▶ [REQUIREMENTS]:
Copy the data below exactly, omitting any picture it contains.

▶ [AVAILABLE DATA]:

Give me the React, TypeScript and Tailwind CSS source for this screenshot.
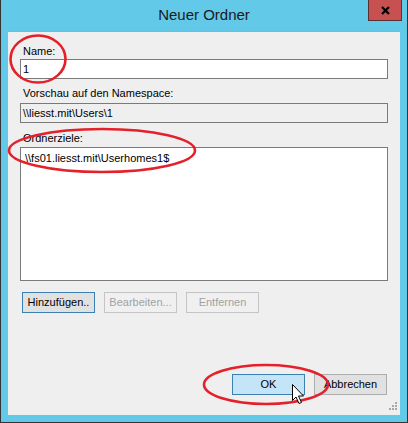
import React from "react";

const font = { fontFamily: '"Liberation Sans", Arial, sans-serif' };

function Btn({
  label,
  variant = "normal",
}: {
  label: string;
  variant?: "normal" | "focus" | "disabled" | "pressed";
}) {
  const cls =
    variant === "focus"
      ? "bg-[#e1e1e1] border-[#3c7fb1] text-black"
      : variant === "pressed"
      ? "bg-[#c4e5f8] border-[#3c7fb1] text-black"
      : variant === "disabled"
      ? "bg-[#f0f0f0] border-[#c4c4c4] text-[#a2a2a2]"
      : "bg-[#e1e1e1] border-[#adadad] text-black";
  return (
    <div
      className={`w-[73px] h-[21px] border flex items-center justify-center text-[11px] leading-none ${cls}`}
    >
      {label}
    </div>
  );
}

export default function App() {
  return (
    <div
      className="relative w-[408px] h-[423px] bg-[#63c9e9] border-x border-b border-[#333333] flex flex-col overflow-hidden"
      style={font}
    >
      {/* title bar */}
      <div className="relative h-[31px] shrink-0 flex items-center justify-center">
        <span className="text-[15px] text-[#1a1a1a] -mt-[1px]">Neuer Ordner</span>
        <div className="absolute right-[5px] top-0 w-[34px] h-[21px] bg-[#c75050] border border-[#5a3030] border-t-0 flex items-center justify-center">
          <svg width="9" height="9" viewBox="0 0 9 9">
            <path d="M1 1 L8 8 M8 1 L1 8" stroke="#000" strokeWidth="2.2" />
          </svg>
        </div>
      </div>

      {/* client */}
      <div className="mx-[7px] h-[384px] bg-[#efefef] border-t border-[#7fb4d2] flex flex-col px-3 pt-3 text-[11px] leading-[14px] text-black relative">
        <div className="ml-[3px]">Name:</div>
        <div className="mt-[1px] h-[20px] bg-white border border-[#7a7a7a] pl-[2px] flex items-center">
          1
        </div>

        <div className="ml-[3px] mt-[7px]">Vorschau auf den Namespace:</div>
        <div className="mt-[3px] h-[20px] bg-[#efefef] border border-[#7a7a7a] pl-[2px] flex items-center">
          \\liesst.mit\Users\1
        </div>

        <div className="ml-[3px] mt-[8px]">Ordnerziele:</div>
        <div className="mt-[2px] h-[134px] bg-white border border-[#7a7a7a] px-[4px] pt-[3px]">
          \\fs01.liesst.mit\Userhomes1$
        </div>

        <div className="mt-[11px] ml-[2px] flex gap-[9px]">
          <Btn label="Hinzufügen.." variant="focus" />
          <Btn label="Bearbeiten..." variant="disabled" />
          <Btn label="Entfernen" variant="disabled" />
        </div>

        <div className="mt-[61px] mr-[1px] flex justify-end gap-[9px]">
          <Btn label="OK" variant="pressed" />
          <Btn label="Abbrechen" />
        </div>

        {/* resize grip */}
        <svg
          className="absolute right-[2px] bottom-[4px]"
          width="9"
          height="9"
          viewBox="0 0 9 9"
        >
          {[
            [6, 0],
            [3, 3],
            [6, 3],
            [0, 6],
            [3, 6],
            [6, 6],
          ].map(([x, y], i) => (
            <rect key={i} x={x} y={y} width="2" height="2" fill="#a8a8a8" />
          ))}
        </svg>
      </div>

      {/* red annotations + cursor */}
      <svg
        className="absolute left-[-1px] top-0 pointer-events-none"
        width="408"
        height="423"
        viewBox="0 0 408 423"
      >
        <g fill="none" stroke="#e4202a" strokeWidth="2.6">
          <ellipse cx="38" cy="59" rx="27.5" ry="23.5" />
          <ellipse cx="102" cy="150.5" rx="93" ry="21.5" />
          <ellipse cx="266" cy="384.5" rx="62" ry="19.5" />
        </g>
        <path
          d="M292.5 384.5 L292.5 400.5 L296 397 L299 403.5 L301.5 402.5 L298.5 396 L303.5 396 Z"
          fill="#fff"
          stroke="#000"
          strokeWidth="1"
          strokeLinejoin="miter"
        />
      </svg>
    </div>
  );
}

▶ [RESULT OF THIS EXERCISE]:
Give me the React, TypeScript and Tailwind CSS source for this screenshot.
import React from "react";

const font = { fontFamily: '"Liberation Sans", Arial, sans-serif' };

function Btn({
  label,
  variant = "normal",
}: {
  label: string;
  variant?: "normal" | "focus" | "disabled" | "pressed";
}) {
  const cls =
    variant === "focus"
      ? "bg-[#e1e1e1] border-[#3c7fb1] text-black"
      : variant === "pressed"
      ? "bg-[#c4e5f8] border-[#3c7fb1] text-black"
      : variant === "disabled"
      ? "bg-[#f0f0f0] border-[#c4c4c4] text-[#a2a2a2]"
      : "bg-[#e1e1e1] border-[#adadad] text-black";
  return (
    <div
      className={`w-[73px] h-[21px] border flex items-center justify-center text-[11px] leading-none ${cls}`}
    >
      {label}
    </div>
  );
}

export default function App() {
  return (
    <div
      className="relative w-[408px] h-[423px] bg-[#63c9e9] border-x border-b border-[#333333] flex flex-col overflow-hidden"
      style={font}
    >
      {/* title bar */}
      <div className="relative h-[31px] shrink-0 flex items-center justify-center">
        <span className="text-[15px] text-[#1a1a1a] -mt-[1px]">Neuer Ordner</span>
        <div className="absolute right-[5px] top-0 w-[34px] h-[21px] bg-[#c75050] border border-[#5a3030] border-t-0 flex items-center justify-center">
          <svg width="9" height="9" viewBox="0 0 9 9">
            <path d="M1 1 L8 8 M8 1 L1 8" stroke="#000" strokeWidth="2.2" />
          </svg>
        </div>
      </div>

      {/* client */}
      <div className="mx-[7px] h-[384px] bg-[#efefef] border-t border-[#7fb4d2] flex flex-col px-3 pt-3 text-[11px] leading-[14px] text-black relative">
        <div className="ml-[3px]">Name:</div>
        <div className="mt-[1px] h-[20px] bg-white border border-[#7a7a7a] pl-[2px] flex items-center">
          1
        </div>

        <div className="ml-[3px] mt-[7px]">Vorschau auf den Namespace:</div>
        <div className="mt-[3px] h-[20px] bg-[#efefef] border border-[#7a7a7a] pl-[2px] flex items-center">
          \\liesst.mit\Users\1
        </div>

        <div className="ml-[3px] mt-[8px]">Ordnerziele:</div>
        <div className="mt-[2px] h-[134px] bg-white border border-[#7a7a7a] px-[4px] pt-[3px]">
          \\fs01.liesst.mit\Userhomes1$
        </div>

        <div className="mt-[11px] ml-[2px] flex gap-[9px]">
          <Btn label="Hinzufügen.." variant="focus" />
          <Btn label="Bearbeiten..." variant="disabled" />
          <Btn label="Entfernen" variant="disabled" />
        </div>

        <div className="mt-[61px] mr-[1px] flex justify-end gap-[9px]">
          <Btn label="OK" variant="pressed" />
          <Btn label="Abbrechen" />
        </div>

        {/* resize grip */}
        <svg
          className="absolute right-[2px] bottom-[4px]"
          width="9"
          height="9"
          viewBox="0 0 9 9"
        >
          {[
            [6, 0],
            [3, 3],
            [6, 3],
            [0, 6],
            [3, 6],
            [6, 6],
          ].map(([x, y], i) => (
            <rect key={i} x={x} y={y} width="2" height="2" fill="#a8a8a8" />
          ))}
        </svg>
      </div>

      {/* red annotations + cursor */}
      <svg
        className="absolute left-[-1px] top-0 pointer-events-none"
        width="408"
        height="423"
        viewBox="0 0 408 423"
      >
        <g fill="none" stroke="#e4202a" strokeWidth="2.6">
          <ellipse cx="38" cy="59" rx="27.5" ry="23.5" />
          <ellipse cx="102" cy="150.5" rx="93" ry="21.5" />
          <ellipse cx="266" cy="384.5" rx="62" ry="19.5" />
        </g>
        <path
          d="M292.5 384.5 L292.5 400.5 L296 397 L299 403.5 L301.5 402.5 L298.5 396 L303.5 396 Z"
          fill="#fff"
          stroke="#000"
          strokeWidth="1"
          strokeLinejoin="miter"
        />
      </svg>
    </div>
  );
}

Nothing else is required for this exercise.